**WHAT TO DO:**
Count every line below in which "this" occurs, then give only the count.

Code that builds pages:
━━━━
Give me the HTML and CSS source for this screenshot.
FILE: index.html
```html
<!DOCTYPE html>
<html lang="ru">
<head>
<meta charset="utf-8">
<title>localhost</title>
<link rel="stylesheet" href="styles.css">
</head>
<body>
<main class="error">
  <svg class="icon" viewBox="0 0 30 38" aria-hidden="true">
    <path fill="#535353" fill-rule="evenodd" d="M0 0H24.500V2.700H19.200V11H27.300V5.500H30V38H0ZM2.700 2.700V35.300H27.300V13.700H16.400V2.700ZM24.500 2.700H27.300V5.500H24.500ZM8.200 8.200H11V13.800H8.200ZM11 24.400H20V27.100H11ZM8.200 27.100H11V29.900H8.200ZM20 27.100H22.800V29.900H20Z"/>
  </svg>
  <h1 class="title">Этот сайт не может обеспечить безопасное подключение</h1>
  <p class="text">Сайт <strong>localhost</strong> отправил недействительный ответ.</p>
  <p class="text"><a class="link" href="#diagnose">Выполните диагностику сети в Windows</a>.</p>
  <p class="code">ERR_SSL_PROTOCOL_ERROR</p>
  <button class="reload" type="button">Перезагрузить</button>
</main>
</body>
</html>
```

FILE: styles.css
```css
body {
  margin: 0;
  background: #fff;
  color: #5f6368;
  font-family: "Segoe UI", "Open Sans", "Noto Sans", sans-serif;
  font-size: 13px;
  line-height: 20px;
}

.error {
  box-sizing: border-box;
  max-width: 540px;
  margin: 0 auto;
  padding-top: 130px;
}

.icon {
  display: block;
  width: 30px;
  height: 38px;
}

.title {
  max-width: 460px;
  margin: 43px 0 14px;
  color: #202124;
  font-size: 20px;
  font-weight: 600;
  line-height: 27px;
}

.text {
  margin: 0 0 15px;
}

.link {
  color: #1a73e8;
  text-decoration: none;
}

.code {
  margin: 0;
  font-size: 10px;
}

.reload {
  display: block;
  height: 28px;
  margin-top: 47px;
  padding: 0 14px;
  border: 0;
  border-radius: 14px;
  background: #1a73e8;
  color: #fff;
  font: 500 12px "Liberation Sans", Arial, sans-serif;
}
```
━━━━
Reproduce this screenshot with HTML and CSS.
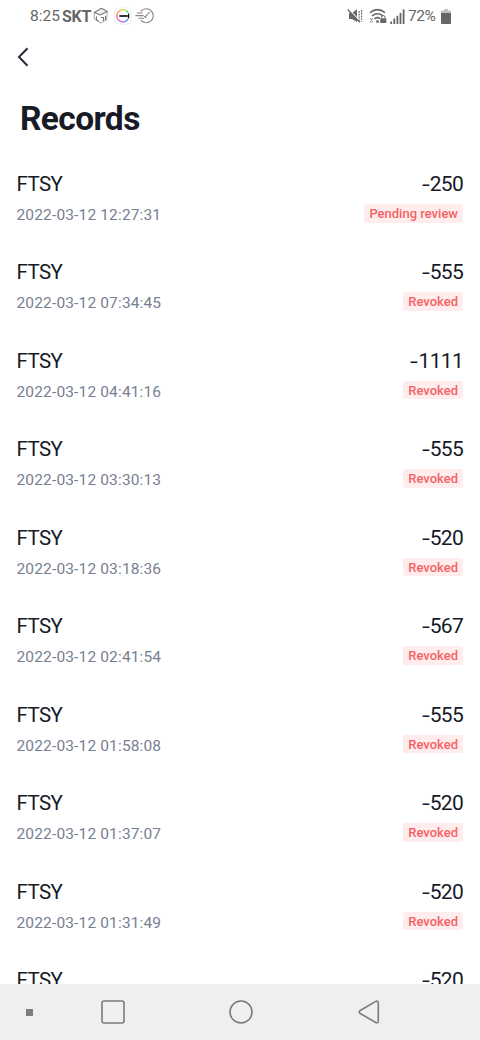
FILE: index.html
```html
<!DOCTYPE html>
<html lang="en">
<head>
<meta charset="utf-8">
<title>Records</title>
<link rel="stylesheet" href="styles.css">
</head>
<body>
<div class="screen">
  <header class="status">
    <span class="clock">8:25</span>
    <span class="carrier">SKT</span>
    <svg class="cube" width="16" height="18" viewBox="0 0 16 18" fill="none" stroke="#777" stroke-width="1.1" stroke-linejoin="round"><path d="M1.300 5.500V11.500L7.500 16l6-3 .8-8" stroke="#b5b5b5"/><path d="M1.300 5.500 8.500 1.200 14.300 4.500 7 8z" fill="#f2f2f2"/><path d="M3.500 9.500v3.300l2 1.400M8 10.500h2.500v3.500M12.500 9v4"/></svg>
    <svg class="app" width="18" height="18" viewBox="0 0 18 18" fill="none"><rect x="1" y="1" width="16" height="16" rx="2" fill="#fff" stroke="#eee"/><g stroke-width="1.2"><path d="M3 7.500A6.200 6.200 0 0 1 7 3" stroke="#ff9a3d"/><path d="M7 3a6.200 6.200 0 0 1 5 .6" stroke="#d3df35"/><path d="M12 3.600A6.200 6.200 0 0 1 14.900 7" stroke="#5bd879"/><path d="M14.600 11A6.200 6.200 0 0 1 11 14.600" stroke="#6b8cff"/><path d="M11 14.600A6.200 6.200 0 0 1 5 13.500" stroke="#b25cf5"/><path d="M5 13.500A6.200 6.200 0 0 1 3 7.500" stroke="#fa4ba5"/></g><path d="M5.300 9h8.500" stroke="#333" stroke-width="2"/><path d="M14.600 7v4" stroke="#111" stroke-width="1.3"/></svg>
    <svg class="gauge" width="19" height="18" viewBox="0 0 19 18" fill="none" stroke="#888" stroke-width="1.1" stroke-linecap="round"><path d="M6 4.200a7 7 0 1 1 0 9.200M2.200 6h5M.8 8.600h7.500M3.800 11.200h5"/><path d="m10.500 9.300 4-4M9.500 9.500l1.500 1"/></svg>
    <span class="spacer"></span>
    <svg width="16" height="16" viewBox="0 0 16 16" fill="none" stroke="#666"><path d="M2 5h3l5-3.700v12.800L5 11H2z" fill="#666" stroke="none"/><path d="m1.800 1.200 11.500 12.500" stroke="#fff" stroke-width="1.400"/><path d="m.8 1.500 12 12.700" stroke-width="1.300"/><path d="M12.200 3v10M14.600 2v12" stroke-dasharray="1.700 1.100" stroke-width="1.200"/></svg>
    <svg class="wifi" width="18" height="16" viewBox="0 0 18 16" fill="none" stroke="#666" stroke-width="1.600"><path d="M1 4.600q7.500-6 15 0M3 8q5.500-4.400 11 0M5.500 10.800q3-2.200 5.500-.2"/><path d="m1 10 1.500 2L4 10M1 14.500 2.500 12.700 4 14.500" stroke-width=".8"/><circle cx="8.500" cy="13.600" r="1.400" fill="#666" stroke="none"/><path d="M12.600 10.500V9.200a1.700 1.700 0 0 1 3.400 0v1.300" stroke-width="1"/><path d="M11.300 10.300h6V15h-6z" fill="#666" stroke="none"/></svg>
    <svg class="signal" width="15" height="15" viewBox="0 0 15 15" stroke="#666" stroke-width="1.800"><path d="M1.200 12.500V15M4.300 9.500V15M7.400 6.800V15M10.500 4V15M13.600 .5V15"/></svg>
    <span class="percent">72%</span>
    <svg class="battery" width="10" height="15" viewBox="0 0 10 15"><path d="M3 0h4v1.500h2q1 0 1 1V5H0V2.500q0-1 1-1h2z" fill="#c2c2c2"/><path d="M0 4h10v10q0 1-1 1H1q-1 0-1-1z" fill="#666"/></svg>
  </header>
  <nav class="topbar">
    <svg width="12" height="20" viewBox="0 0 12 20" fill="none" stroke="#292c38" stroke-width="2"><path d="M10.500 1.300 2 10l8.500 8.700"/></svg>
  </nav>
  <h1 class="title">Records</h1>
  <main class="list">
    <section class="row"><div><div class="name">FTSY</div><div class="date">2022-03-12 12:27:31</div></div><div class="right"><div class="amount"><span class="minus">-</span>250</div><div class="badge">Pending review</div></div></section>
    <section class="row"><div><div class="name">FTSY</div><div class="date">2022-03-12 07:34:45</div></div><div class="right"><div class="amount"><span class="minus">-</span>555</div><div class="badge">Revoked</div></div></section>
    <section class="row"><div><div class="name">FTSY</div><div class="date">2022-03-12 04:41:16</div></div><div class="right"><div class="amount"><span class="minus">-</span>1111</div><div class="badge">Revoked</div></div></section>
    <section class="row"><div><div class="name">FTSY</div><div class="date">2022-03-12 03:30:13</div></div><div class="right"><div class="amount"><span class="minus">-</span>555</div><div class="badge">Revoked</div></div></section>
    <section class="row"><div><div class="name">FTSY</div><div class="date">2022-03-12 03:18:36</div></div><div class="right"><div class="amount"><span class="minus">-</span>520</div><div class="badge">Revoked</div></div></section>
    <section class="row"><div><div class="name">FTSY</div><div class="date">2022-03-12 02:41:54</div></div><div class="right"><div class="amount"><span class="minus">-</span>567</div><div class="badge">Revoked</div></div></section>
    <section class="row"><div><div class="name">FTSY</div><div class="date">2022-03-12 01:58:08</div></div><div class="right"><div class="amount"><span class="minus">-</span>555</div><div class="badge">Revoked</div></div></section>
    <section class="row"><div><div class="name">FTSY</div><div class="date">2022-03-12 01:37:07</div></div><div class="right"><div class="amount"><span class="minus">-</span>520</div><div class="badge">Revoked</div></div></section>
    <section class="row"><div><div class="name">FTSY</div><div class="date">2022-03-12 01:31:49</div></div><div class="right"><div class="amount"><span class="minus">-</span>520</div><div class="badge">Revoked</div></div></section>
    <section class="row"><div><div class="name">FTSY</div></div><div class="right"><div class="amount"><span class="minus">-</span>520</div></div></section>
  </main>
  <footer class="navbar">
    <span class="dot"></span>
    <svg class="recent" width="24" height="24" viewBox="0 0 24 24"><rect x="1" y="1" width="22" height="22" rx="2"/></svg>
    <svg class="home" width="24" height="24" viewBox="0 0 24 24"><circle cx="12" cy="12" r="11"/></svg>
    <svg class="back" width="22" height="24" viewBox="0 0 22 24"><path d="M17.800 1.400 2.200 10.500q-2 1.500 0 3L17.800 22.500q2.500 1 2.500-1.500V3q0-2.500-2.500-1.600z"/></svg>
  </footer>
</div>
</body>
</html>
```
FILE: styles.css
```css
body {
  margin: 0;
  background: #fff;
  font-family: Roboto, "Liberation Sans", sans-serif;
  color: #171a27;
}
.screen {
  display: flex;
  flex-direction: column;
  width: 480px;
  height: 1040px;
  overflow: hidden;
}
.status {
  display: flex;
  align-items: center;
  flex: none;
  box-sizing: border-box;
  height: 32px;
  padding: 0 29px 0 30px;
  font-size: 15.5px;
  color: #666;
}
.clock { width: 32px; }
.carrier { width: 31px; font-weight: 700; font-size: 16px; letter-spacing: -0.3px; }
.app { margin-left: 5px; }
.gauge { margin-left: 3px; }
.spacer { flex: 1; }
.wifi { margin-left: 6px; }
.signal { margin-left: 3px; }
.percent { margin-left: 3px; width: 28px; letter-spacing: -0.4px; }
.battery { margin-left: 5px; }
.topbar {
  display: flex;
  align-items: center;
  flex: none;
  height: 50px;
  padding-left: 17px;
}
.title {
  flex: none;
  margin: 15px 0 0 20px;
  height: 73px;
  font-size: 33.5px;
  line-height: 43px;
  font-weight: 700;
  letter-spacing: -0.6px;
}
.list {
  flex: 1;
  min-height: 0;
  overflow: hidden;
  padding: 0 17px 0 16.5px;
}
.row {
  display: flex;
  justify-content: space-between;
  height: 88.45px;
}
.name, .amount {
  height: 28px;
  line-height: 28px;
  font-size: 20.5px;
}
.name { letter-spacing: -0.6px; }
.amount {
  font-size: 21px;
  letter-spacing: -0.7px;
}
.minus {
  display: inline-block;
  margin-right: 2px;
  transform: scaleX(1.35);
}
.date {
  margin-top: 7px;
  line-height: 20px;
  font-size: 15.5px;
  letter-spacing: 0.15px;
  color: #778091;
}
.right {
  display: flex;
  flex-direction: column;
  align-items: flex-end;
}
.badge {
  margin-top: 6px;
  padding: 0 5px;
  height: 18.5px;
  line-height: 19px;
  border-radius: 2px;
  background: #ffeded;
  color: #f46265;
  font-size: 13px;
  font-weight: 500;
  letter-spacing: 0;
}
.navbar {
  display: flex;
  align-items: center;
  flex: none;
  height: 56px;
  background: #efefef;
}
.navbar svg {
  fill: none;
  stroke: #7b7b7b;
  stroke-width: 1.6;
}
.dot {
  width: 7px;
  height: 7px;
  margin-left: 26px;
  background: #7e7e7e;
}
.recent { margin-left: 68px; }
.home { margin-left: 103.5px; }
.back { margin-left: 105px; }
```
━━━━
**EXERCISE ANSWER:**
2